Gennum anticipates that when completed, the transaction will augment Gennum's global sales and channel network, and will enable Gennum to leverage Tundra's customer relationships in high-growth regions such as Asia and China. Gennum also expects that the acquisition of Tundra will strengthen and accelerate Gennum's technology and product development effort by expanding R&D resources, and combining critical high-speed mixed signal and advanced digital design talent.

"We believe that the acquisition of Tundra will create a much stronger combined company, capable of expanding the served markets and applications for our products," said Daniel Hoste, president and CEO of Tundra.

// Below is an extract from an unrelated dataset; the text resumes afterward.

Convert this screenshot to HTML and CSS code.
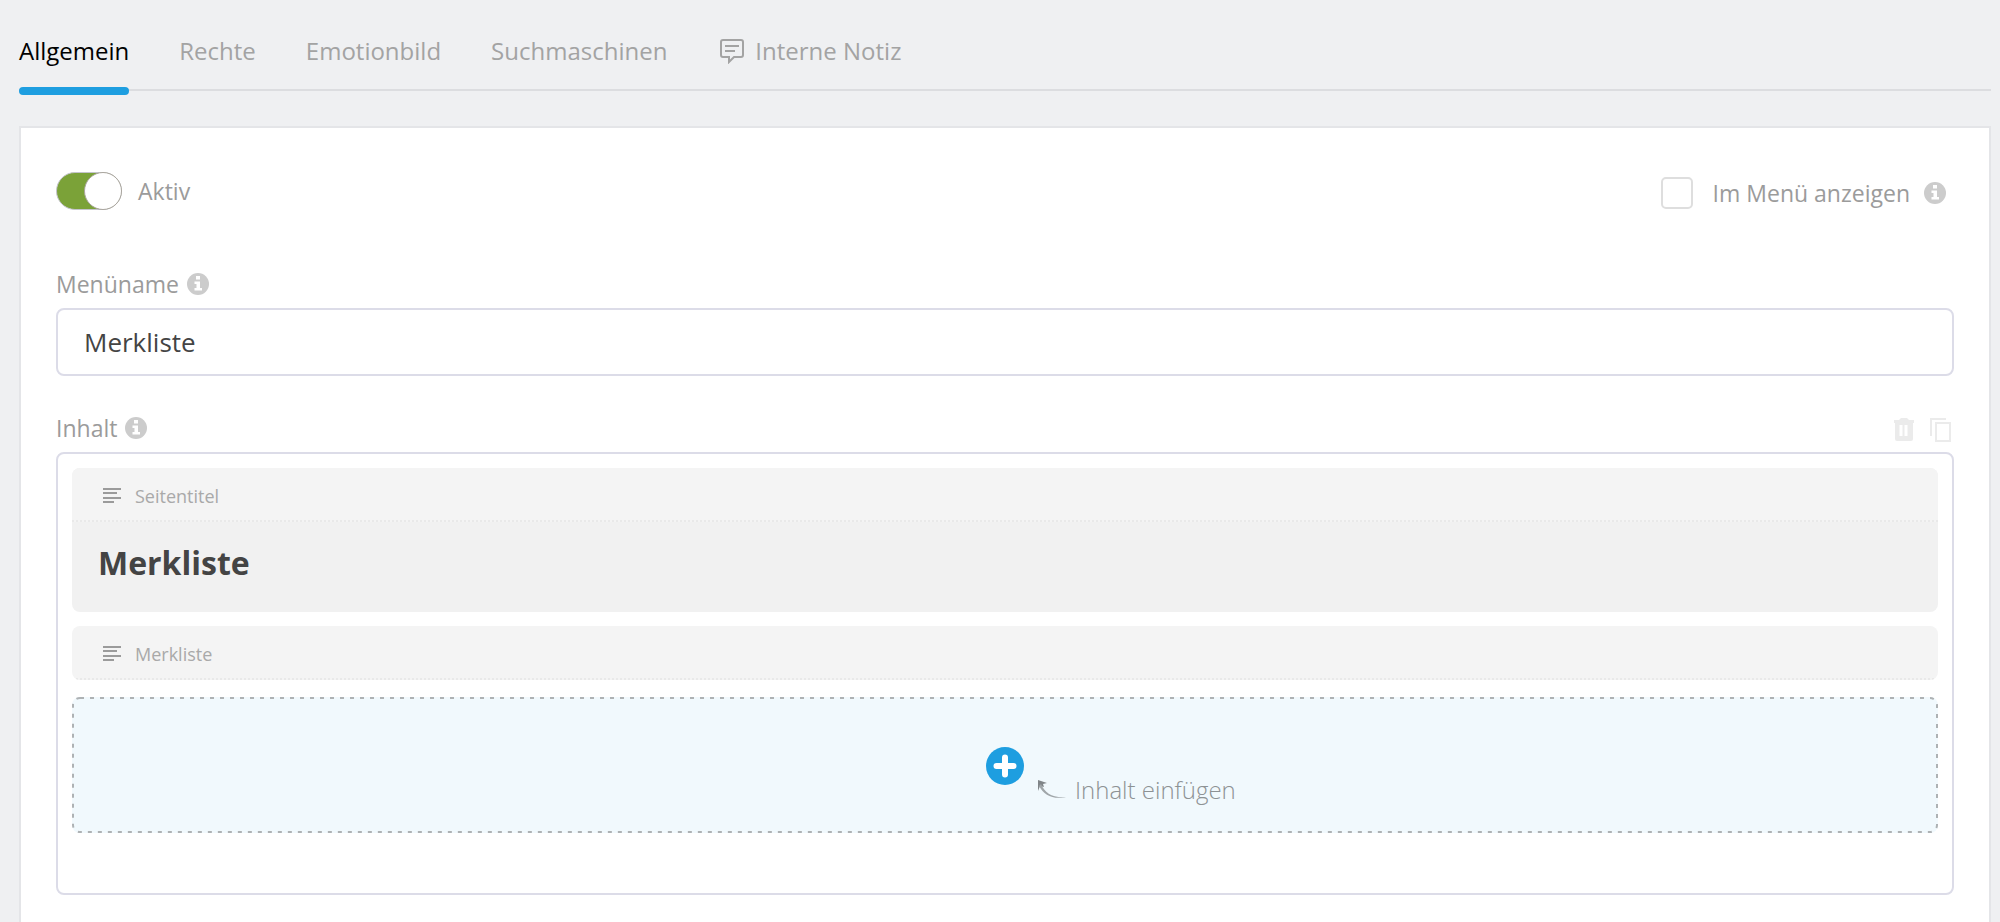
FILE: index.html
```html
<!DOCTYPE html>
<html lang="de">
    <head>
        <meta charset="utf-8">
        <title>Merkliste</title>
        <link rel="stylesheet" href="styles.css">
    </head>
    <body>
        <!-- shared icons -->
        <svg class="sprite" width="0" height="0">
            <symbol id="info" viewBox="0 0 22 22">
                <circle cx="11" cy="11" r="11" fill="#cccccc"/>
                <path d="M9 3h4v3.500H9zM7.500 8.500h5.500v6.500h2v2.500H7.500V15h2v-4h-2z" fill="#ffffff"/>
            </symbol>
            <symbol id="lines" viewBox="0 0 18 18">
                <path d="M0 2h18M0 6h14M0 11h18M0 15h11" stroke="#9b9b9b" stroke-width="2"/>
            </symbol>
        </svg>

        <nav class="tabs">
            <a href="#allgemein" class="tab active">Allgemein</a>
            <a href="#rechte" class="tab">Rechte</a>
            <a href="#emotionbild" class="tab">Emotionbild</a>
            <a href="#suchmaschinen" class="tab">Suchmaschinen</a>
            <a href="#notiz" class="tab">
                <svg class="note" width="26" height="26" viewBox="0 0 26 26" fill="none" stroke="#a3a3a3" stroke-width="2">
                    <path d="M4 2h18q2 0 2 2v13q0 2-2 2h-7l-5 5v-5H4q-2 0-2-2V4q0-2 2-2z"/>
                    <path d="M6 8h14M6 13h10"/>
                </svg>
                Interne Notiz
            </a>
        </nav>

        <main class="panel">
            <div class="options">
                <div class="option">
                    <input type="checkbox" class="toggle" id="aktiv" checked>
                    <label for="aktiv">Aktiv</label>
                </div>
                <div class="option right">
                    <input type="checkbox" class="check" id="menu">
                    <label for="menu">Im Menü anzeigen</label>
                    <svg class="info"><use href="#info"/></svg>
                </div>
            </div>

            <div class="row">
                <label for="name">Menüname</label>
                <svg class="info"><use href="#info"/></svg>
            </div>
            <input type="text" class="field" id="name" value="Merkliste">

            <div class="row second">
                <span>Inhalt</span>
                <svg class="info"><use href="#info"/></svg>
                <div class="tools">
                    <button type="button" class="tool" aria-label="Löschen">
                        <svg width="20" height="24" viewBox="0 0 20 24">
                            <path d="M0 2h5l2-2h6l2 2h5v3H0z" fill="#ebebeb"/>
                            <path d="M1 5h18v16q0 2-2 2H3q-2 0-2-2z" fill="#ebebeb"/>
                            <path d="M7 7v11M12 7v11" stroke="#ffffff" stroke-width="3"/>
                        </svg>
                    </button>
                    <button type="button" class="tool" aria-label="Kopieren">
                        <svg width="22" height="26" viewBox="0 0 22 26" fill="none" stroke="#ebebeb" stroke-width="2">
                            <path d="M1 19V2h15"/>
                            <path d="M6 6h14v18H6z"/>
                        </svg>
                    </button>
                </div>
            </div>
            <div class="content">
                <section class="block">
                    <div class="head"><svg class="lines"><use href="#lines"/></svg>Seitentitel</div>
                    <h1>Merkliste</h1>
                </section>
                <section class="block">
                    <div class="head"><svg class="lines"><use href="#lines"/></svg>Merkliste</div>
                </section>
                <div class="drop">
                    <svg class="outline"><rect class="dashes" x="1" y="1" rx="7"/></svg>
                    <button type="button" class="add" aria-label="Inhalt einfügen">
                        <svg width="38" height="38" viewBox="0 0 38 38">
                            <circle cx="19" cy="19" r="19" fill="#1e9ee0"/>
                            <path d="M19 10.500v17M10.500 19h17" stroke="#ffffff" stroke-width="6" stroke-linecap="round"/>
                        </svg>
                    </button>
                    <div class="hint">
                        <svg width="30" height="20" viewBox="0 0 30 20">
                            <path d="M1 0l9 3-4 1 1 3-4-1-2 5z" fill="#808588"/>
                            <path d="M4 4c4 9 11 14 25 13-13 3-22-2-27-11z" fill="#a0a6a9"/>
                        </svg>
                        <span>Inhalt einfügen</span>
                    </div>
                </div>
            </div>
        </main>
    </body>
</html>
```
FILE: styles.css
```css
*, *::before, *::after {
    box-sizing: border-box;
}
body {
    margin: 0;
    padding: 24px 9px 0 19px;
    min-height: 100vh;
    display: flex;
    flex-direction: column;
    background-color: #eff0f2;
    color: #9b9b9b;
    font-family: "Open Sans", sans-serif;
    font-size: 23px;
    line-height: 32px;
}
svg {
    display: block;
    flex: none;
}
button {
    padding: 0;
    border: none;
    background: none;
    cursor: pointer;
}
.sprite {
    position: absolute;
}
.tabs {
    display: flex;
    gap: 50px;
    height: 67px;
    border-bottom: 2px solid #dcdde0;
}
.tab {
    display: flex;
    height: 71px;
    gap: 10px;
    color: #a3a3a3;
    font-size: 24px;
    line-height: 54px;
    text-decoration: none;
}
.active {
    position: relative;
    color: #000000;
}
.active::after {
    content: "";
    position: absolute;
    left: 0;
    right: 0;
    bottom: 0;
    height: 8px;
    border-radius: 4px;
    background-color: #1e9ee0;
}
.note {
    margin: 14px 0 0 2px;
}
.panel {
    flex: 1;
    margin-top: 35px;
    padding: 44px 35px 28px;
    background-color: #ffffff;
    border: 2px solid #e4e5e8;
    border-bottom: none;
}
.options {
    display: flex;
    justify-content: space-between;
    align-items: flex-start;
    margin-bottom: 58px;
}
.option {
    display: flex;
    align-items: center;
    gap: 16px;
}
.right {
    gap: 20px;
    padding: 5px 8px 0 0;
}
.right .info {
    margin-left: -6px;
}
.toggle {
    appearance: none;
    width: 66px;
    height: 38px;
    margin: 0;
    border: 1px solid #c4c4cc;
    border-radius: 19px;
    background-color: #e4e5e8;
}
.toggle:checked {
    background-color: #7ba238;
}
.toggle::before {
    content: "";
    display: block;
    width: 38px;
    height: 38px;
    margin: -1px;
    border: 1px solid #aaa69e;
    border-radius: 50%;
    background-color: #ffffff;
}
.toggle:checked::before {
    margin-left: 27px;
}
.check {
    appearance: none;
    width: 32px;
    height: 32px;
    margin: 0;
    border: 2px solid #dedede;
    border-radius: 5px;
    background-color: #ffffff;
}
.info {
    width: 22px;
    height: 22px;
}
.row {
    display: flex;
    align-items: center;
    gap: 8px;
    height: 40px;
    padding-bottom: 8px;
}
.second {
    margin-top: 36px;
}
.tools {
    display: flex;
    align-items: center;
    gap: 16px;
    margin-left: auto;
    padding: 4px 2px 0 0;
}
.field {
    width: 100%;
    height: 68px;
    padding: 0 26px;
    border: 2px solid #dcdce8;
    border-radius: 8px;
    color: #444444;
    font-family: inherit;
    font-size: 26px;
}
.content {
    padding: 14px 14px 60px;
    border: 2px solid #dcdce8;
    border-radius: 8px;
}
.block {
    margin-bottom: 14px;
    border-radius: 8px;
    background-color: #f1f1f1;
    overflow: hidden;
}
.head {
    display: flex;
    align-items: center;
    gap: 14px;
    height: 54px;
    padding: 4px 31px 0;
    background-color: #f4f4f4;
    border-bottom: 2px dotted #e9e9e9;
    color: #a9a9a9;
    font-size: 18px;
}
.lines {
    width: 18px;
    height: 18px;
}
.block h1 {
    margin: 0;
    padding: 21px 26px 29px;
    color: #444444;
    font-size: 32px;
    line-height: 40px;
}
.drop {
    position: relative;
    display: grid;
    grid-template-columns: 1fr auto 1fr;
    align-items: center;
    height: 136px;
    padding-top: 2px;
    margin-top: 17px;
    border-radius: 8px;
    background-color: #f1f9fd;
}
.outline {
    position: absolute;
    top: 0;
    left: 0;
    width: 100%;
    height: 100%;
    pointer-events: none;
}
/* wider gaps than a dashed border gives */
.dashes {
    width: calc(100% - 2px);
    height: calc(100% - 2px);
    fill: none;
    stroke: #aeb2b4;
    stroke-width: 2px;
    stroke-dasharray: 4 6;
}
.add {
    grid-column: 2;
}
.hint {
    display: flex;
    align-items: center;
    gap: 8px;
    padding: 48px 0 0 13px;
    color: #8d9294;
    font-size: 24px;
    font-weight: 300;
}
```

Gennum expects that cash synergies of approximately $10 million can be realized following the completion of the transaction beginning in the current fiscal year resulting from increased efficiencies in all areas of operations. The acquisition is anticipated by Gennum to be accretive to earnings this fiscal year, excluding one-time costs.

The combined portfolio and capabilities of the Gennum and Tundra offerings are expected to deliver highly differentiated high-speed mixed-signal and interconnect products that capture a greater portion of the silicon content in wireless, wireline infrastructure, industrial, medical, server and storage equipment. Furthermore, by leveraging Gennum's advanced high-speed interconnect IP, Gennum believes it can more quickly bring to market new products that support industry-pervasive protocols such as PCI Express, Serial ATA/SAS, USB, DisplayPort, HDMI, 10Gbit Ethernet, Fibre Channel, SONET and RapidIO.

"We believe that this is a true win-win for both Tundra and Gennum customers," Fink added.